“Learning from the experiences of Concordia activists”
A PANEL DISCUSSION FOLLOWED BY A SOCIAL EVENT
Concordia is a breeding ground for activism. From the computer riots to the to G20 organizers, activism has been a big part of the Concordia community. Each panelist will tell a 5 minute story of an activist venture that they took part in while they were at Concordia.
Moderator: Erik Chevrier
Speakers: Yves Engler, Alex Matak, David Bernans, Robert Green, Rodney John, Laith Marouf
Thursday, November 19, 2015 l Hall Building 7th Floor Lounge l 5-7PM
Laith Marouf is half Palestinian-half Syrian and has been active on Palestinian and Indigenous rights in Canada for over 15 years. He served as the National Coordinator of SPHR from 2006-10 and was part of a group of students who shutdown a scheduled speech by Israeli PM Netanyahu at Concordia University in Montreal 2002. Laith is also an award winning multimedia consultant and producer who currently serves as the coordinator of Independent Community Television – Montreal, a project to secure a multilingual community television license. He also works as a consultant with the Community Media Advocacy Centre concentrating on aiding Indigenous communities develop and sustain their own broadcasting projects. Laith worked as the Executive Director of Community University Television (CUTV) and developed its Quebec Spring live broadcasts embedded within the movement (2010-13). He served as the Equity Officer and Board Member for Quebec at the NCRA (2009-11). Laith launched and hosted “Under the Olive Tree” the Palestinian community radio show airing on CKUT 90.3 FM in Montreal and CFRC 101.9 FM in Kingston (2005-10).
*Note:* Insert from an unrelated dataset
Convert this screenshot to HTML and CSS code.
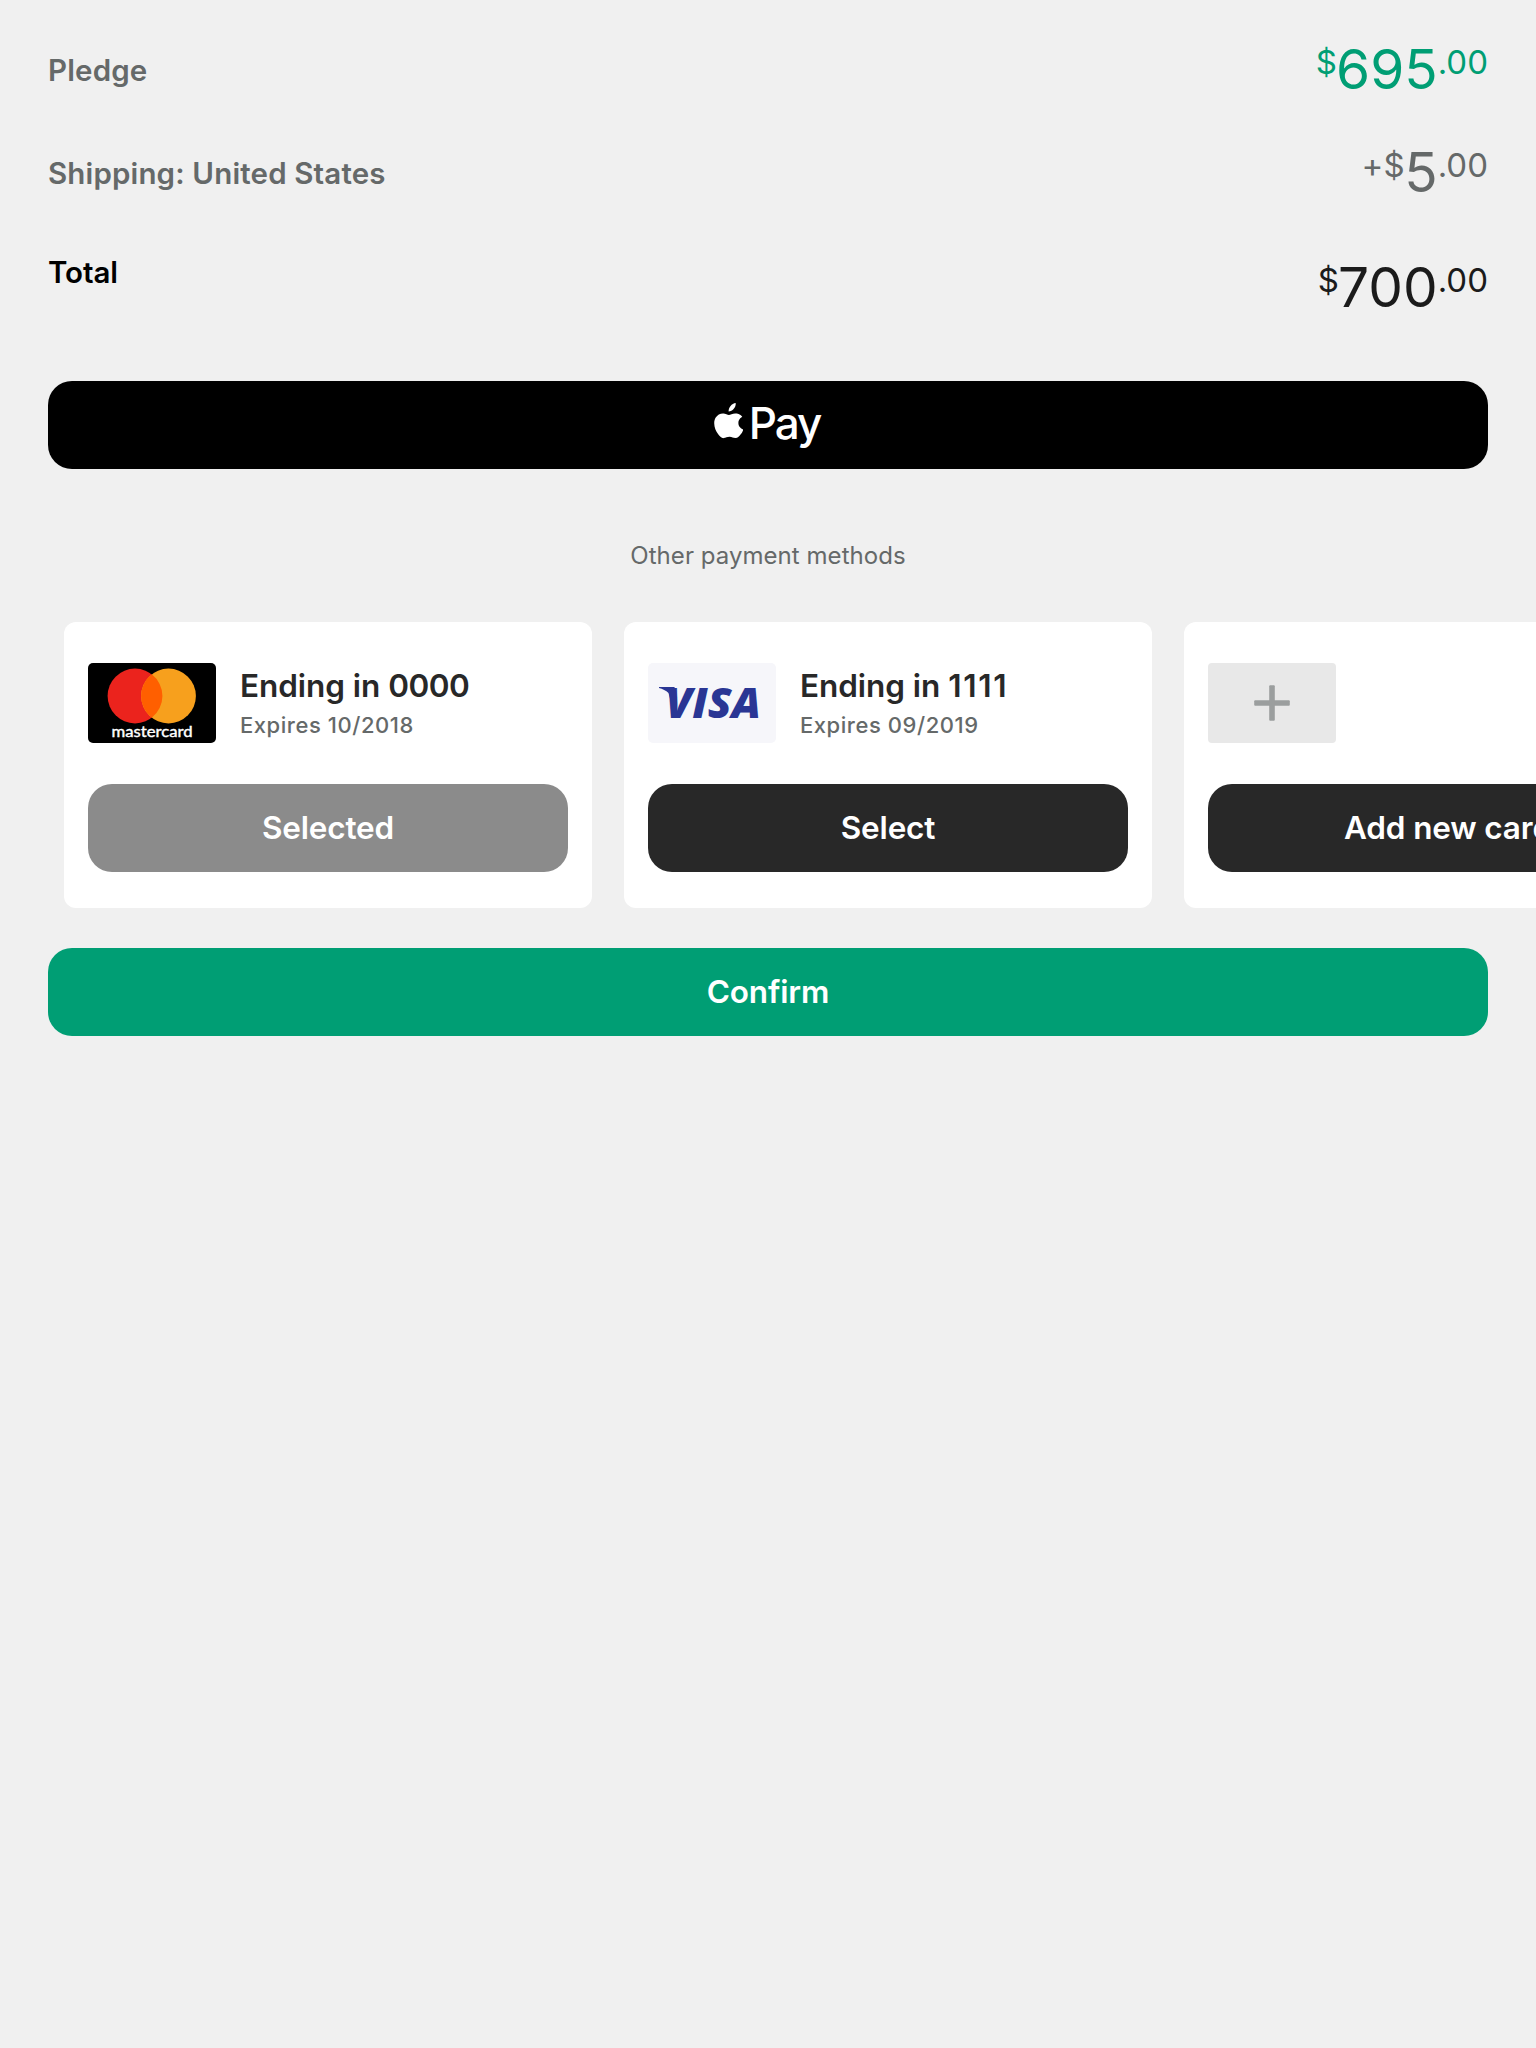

Robert Green is a former CSU president (’99-’01). He currently teaches Social Sciences at Westmount High and blogs at MontrealTeachers4Change.org
Dr. David Bernans (PhD York University, 1998) is currently the vice-president of the Syndicat des professionnelles et professionnels du gouvernement du Québec (SPGQ), a union that represents 25,500 professionals that work for the Québec government and Québec’s parapublic bodies. David was an active member of the Concordia community for years, working as a part-time faculty member in the Political Science department, a researcher and archivist for the Concordia Student Union, and a translator for the Education department. David served as the President of the Concordia Graduate Students’ Association and he helped start two unions on Concordia’s campus, CUPE 4512 and TRAC. He is the author of Con U Inc.: Privatization, Marketization and Globalization at Concordia University (and Beyond) (Concordia Student Union, 2001) and North of 9/11 (Cumulus Press, 2006).
Yves Engler has been dubbed “Canada’s version of Noam Chomsky” (Georgia Straight), “one of the most important voices on the Canadian Left today” (Briarpatch), “in the mould of I. F. Stone” (Globe and Mail), “part of that rare but growing group of social critics unafraid to confront Canada’s self-satisfied myths” (Quill & Quire) , “ever-insightful” (rabble.ca), “Chomsky-styled iconoclast” (Counterpunch) and a “Leftist gadfly” (Ottawa Citizen), Yves Engler’s published eight books.
Alex Matak is an activist and nerd who was deeply embedded in the 2011-2012 student strike. A graduate from the Geography, she helped this department become the 3rd department on strike at Concordia, and the only one to successfully shut down all classroom activity for 8 consecutive weeks. Alex was also part of a lot of other sneaky organizing during the strike that she would love to tell you about, now that all academic charges for such activity are far behind her! She is passionate about shining light on structures of power, especially within her own beloved circles of resistance, and working to flatten them. Alex wrote her honours thesis on the student strike, and turned it into the slightly less academic-y zine “What Kind Of Allies Are These?: reflections on power and politics within the 2012 student strike at Concordia University”.
Rodney John was active during the 1960s computer riots at Concordia. Born in St Vincent W. He attended Boys Grammar School on a scholarship. Upon graduation, he taught mathematics at two different high schools, before going to Montreal and enrolling at Sir George Williams University to study Biology in 1965 .He was involved in the student uprising over the course of the 68-69 academic year and consequently did not complete the year. In 1970, he returned to SGUW and completed the BSc degree. In 1972, he began graduate studies in Psychology and completed a PhD in clinical psychology in 1980. Until 1993, he worked as a psychologist in Montreal before leaving for Toronto, where he worked as a consultant with victims of motor vehicle accidents. He then completed a BEd at OISE (UofT) in 1998, as well as Certificate in Dispute Resolution at York University in 1999, and an LLM in Dispute Resolution at York in 2002. From 1993 onward he worked in teaching psychology, and mediation (principally as a family mediator), before retiring 6 years ago .These days, he pursues the art of Tai Chi Chuan.